Who Killed Mars?


It's almost certain that Mars had an ocean-- but what happened? The last few hard science novels I've read suppose that Mars' lack of tectonic turnover -- all those extinct volcanoes-- contributed to any atmosphere bleeding off and liquid water evaporating or being frozen underground.
Now an article in Nature gives the case that Mars was slammed by an extinction-level asteroid that hit so hard, the planet's crust is lopsided-- as much as thirty klicks lower on one side. More than enough, if the computer modelling is right, to smear
any life off the surface and drive the Martian seas underground or into space.
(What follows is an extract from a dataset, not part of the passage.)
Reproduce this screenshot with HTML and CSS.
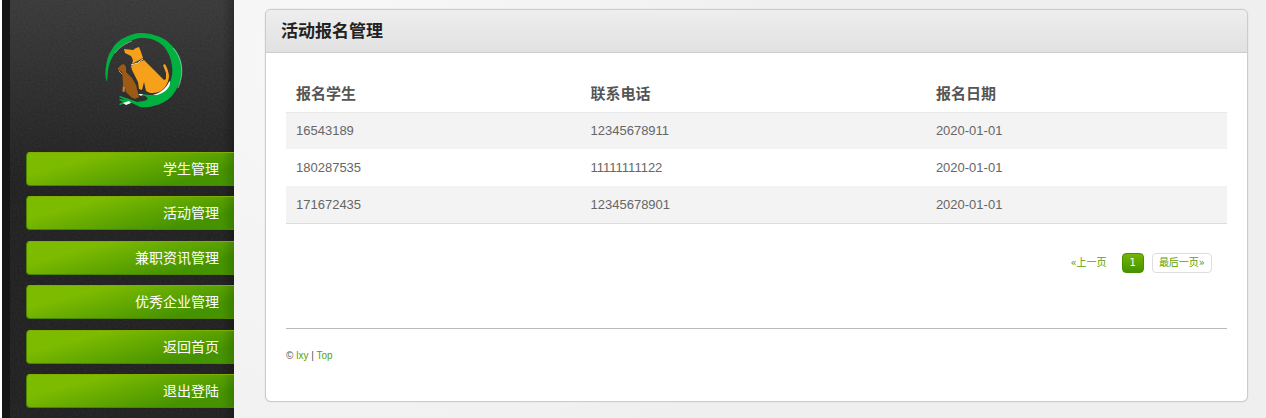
FILE: index.html
```
<!DOCTYPE html>
<html lang="zh-CN">
<head>
    <meta charset="UTF-8">
    <meta name="viewport" content="width=device-width, initial-scale=1.0">
    <title>活动报名管理</title>
    <link rel="stylesheet" href="styles.css">
</head>
<body id="top">

    <div class="sidebar">
        <svg class="logo" viewBox="0 0 80 80" aria-hidden="true">
            <!-- ring and hand -->
            <path fill="#00b140" d="M3 50C1 45 1 40 2 34C3 28 4 23 7 19C11 12 15 8 20 6C25 3 31 1 37 1C43 1 48 2 53 4C60 6 65 10 70 16C75 22 78 29 78 37C78 44 77 50 73 56C70 62 66 67 60 70C53 74 44 76 36 75L28 71L22 71L16 73L15 72L19 70L15 68L16 67L22 68L15 65L16 64L25 67L33 70L40 69C44 68 45 66 41 64L35 63L36 62L46 63C51 63 55 62 58 60C62 57 64 54 66 50C68 45 69 40 68 34C67 28 66 24 63 19C60 14 57 11 52 9C47 6 42 6 36 6C31 7 27 8 23 11C18 13 14 17 11 21C7 26 5 32 4 38Z"/>
            <path fill="#fff" d="M49 63C57 61 62 56 65 50L66 49C67 55 61 61 53 63ZM19 71L25 69L27 71L22 73ZM34 62L39 62L37 64Z"/>
            <path fill="none" stroke="#ccc" stroke-width="0.6" d="M11 21C14 17 18 13 28 9M69 16C79 27 80 43 74 56"/>
            <!-- big dog -->
            <path fill="#f7a11a" d="M20 17L29 18L32 16L35 15L37 20L39 26L28 32L29 28L27 24L21 21Z"/>
            <path fill="#f7a11a" d="M27 34L40 28L50 38L60 48L62 47L62 41L59 33L61 32C64 37 65 42 65 45C64 51 62 55 57 59C53 61 49 61 46 61L42 59L40 50L38 58L35 57L34 50L28 38Z"/>
            <path fill="none" stroke="#fbe0b5" stroke-width="1" d="M27 33Q34 32 39 27"/>
            <!-- small dog -->
            <path fill="#9c5a14" d="M14 36L17 33L20 32L22 35L22 40L28 46L32 53L35 65L31 67L27 65L22 60L21 56L20 60L18 59L19 52L18 40L14 38Z"/>
            <path fill="none" stroke="#e8e0d8" stroke-width="0.6" d="M15 39L18 42M20 55L20 60"/>
        </svg>

        <ul class="menu">
            <li><a href="#">学生管理</a></li>
            <li><a href="#">活动管理</a></li>
            <li><a href="#">兼职资讯管理</a></li>
            <li><a href="#">优秀企业管理</a></li>
            <li><a href="#">返回首页</a></li>
            <li><a href="#">退出登陆</a></li>
        </ul>
    </div>

    <div class="main">
        <div class="content-box">
            <h3 class="content-title">活动报名管理</h3>

            <div class="content">
                <table>
                    <thead>
                        <tr>
                            <th class="col-student">报名学生</th>
                            <th class="col-phone">联系电话</th>
                            <th>报名日期</th>
                        </tr>
                    </thead>
                    <tbody>
                        <tr>
                            <td>16543189</td>
                            <td>12345678911</td>
                            <td>2020-01-01</td>
                        </tr>
                        <tr>
                            <td>180287535</td>
                            <td>11111111122</td>
                            <td>2020-01-01</td>
                        </tr>
                        <tr>
                            <td>171672435</td>
                            <td>12345678901</td>
                            <td>2020-01-01</td>
                        </tr>
                    </tbody>
                </table>

                <div class="pagination">
                    <a href="#">«上一页</a>
                    <a href="#" class="number current">1</a>
                    <a href="#" class="number">最后一页»</a>
                </div>

                <div class="footer">
                    © <a href="#">lxy</a> | <a href="#top">Top</a>
                </div>
            </div>
        </div>
    </div>

</body>
</html>
```
FILE: styles.css
```
* {
    box-sizing: border-box;
}

body {
    display: flex;
    min-height: 100vh;
    margin: 0;
    padding-left: 2px;
    font-family: "Liberation Sans", "Noto Sans CJK SC", sans-serif;
    font-size: 13px;
    color: #555;
    background-color: #fff;
}

a {
    color: #57a000;
    text-decoration: none;
}

/* Sidebar */
.sidebar {
    display: flex;
    flex-direction: column;
    flex: none;
    width: 232px;
    padding: 32px 0 10px 16px;
    border-left: 8px solid #161616;
    background-color: #222;
    /* fine grain over a dark fade */
    background-image:
        linear-gradient(to left, rgba(0, 0, 0, 0.25), transparent 12px),
        url("data:image/svg+xml,%3Csvg xmlns='http://www.w3.org/2000/svg' width='200' height='200'%3E%3Cfilter id='n'%3E%3CfeTurbulence type='fractalNoise' baseFrequency='0.5' numOctaves='2' stitchTiles='stitch'/%3E%3CfeColorMatrix type='saturate' values='0'/%3E%3C/filter%3E%3Crect width='200' height='200' filter='url(%23n)' opacity='0.09'/%3E%3C/svg%3E"),
        linear-gradient(#363636, #1d1d1d 180px);
}

.logo {
    display: block;
    width: 80px;
    height: 80px;
    margin: 0 0 40px 78px;
}

.menu {
    display: flex;
    flex: 1;
    flex-direction: column;
    justify-content: space-between;
    gap: 8px;
    margin: 0;
    padding: 0;
    list-style: none;
}

.menu a {
    display: block;
    height: 34px;
    padding-right: 15px;
    border: 1px solid #4b8400;
    border-top-color: #7fae00;
    border-right: none;
    border-radius: 4px 0 0 4px;
    background:
        linear-gradient(to left, rgba(0, 0, 0, 0.15), transparent 12px),
        linear-gradient(165deg, #7dbb00 25%, #459300 80%);
    color: #fff;
    font-size: 14px;
    line-height: 32px;
    text-align: right;
}

/* Main content */
.main {
    flex: 1;
    padding: 9px 18px 16px 31px;
    background: radial-gradient(circle at 100px 60px, #f8f8f8, #efefef 500px);
}

.content-box {
    border: 1px solid #ccc;
    border-radius: 6px;
    background-color: #fff;
    box-shadow: 0 0 1px #bbb;
}

.content-title {
    height: 43px;
    margin: 0;
    padding-left: 15px;
    border-bottom: 1px solid #ccc;
    border-radius: 5px 5px 0 0;
    background: linear-gradient(#eee, #e1e1e1);
    color: #222;
    font-size: 17px;
    line-height: 44px;
}

.content {
    padding: 20px 20px 38px;
}

table {
    width: 100%;
    border-collapse: collapse;
    table-layout: fixed;
    border-bottom: 1px solid #ddd;
}

th,
td {
    height: 37px;
    padding: 0 10px;
    text-align: left;
}

th {
    height: 39px;
    font-size: 15px;
}

td {
    color: #666;
}

.col-student {
    width: 31.3%;
}

.col-phone {
    width: 36.7%;
}

tbody {
    border-top: 1px solid #e8e8e8;
}

tbody tr:nth-child(odd) {
    background-color: #f3f3f3;
}

.pagination {
    display: flex;
    justify-content: flex-end;
    gap: 8px;
    padding: 29px 15px 55px;
    font-family: "DejaVu Sans", "Noto Sans CJK SC", sans-serif;
    font-size: 10px;
    line-height: 18px;
}

.pagination a {
    padding: 1px 7px;
}

.pagination .number {
    padding: 0 6px;
    border: 1px solid #ddd;
    border-radius: 4px;
}

.pagination .current {
    padding: 0 7px;
    border-color: #459300;
    background: linear-gradient(#76b500, #459300);
    color: #fff;
}

.footer {
    padding-top: 20px;
    border-top: 1px solid #bbb;
    font-size: 10px;
    line-height: 14px;
}
```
This gives one pause about the fragility of life on our own planet; maybe Americans ought to stop using words like "geek", "nerd" and "wonk" as insults and start begging the disdained technocrats to try and save save their sorry ass.
If the Martian ice caps aren't enough to sustain a green Mars, another asteroid story from Earth suggests an impact could have driven life underground. New Scientist reports that the 2 km wide asteroid that hit Chesapeake Bay drove cellular life more than a mile underground. I'm still holding out for Mole People.

2 comments:

John D. Martin III said...

And rightly so. We should all be holding out for mole-people.

Maybe one of them would be electable.

Michael Fountain: Blood for Ink said...

After eight years of being ruled by Sumerian albino overlords, how could the mole creatures be any worse?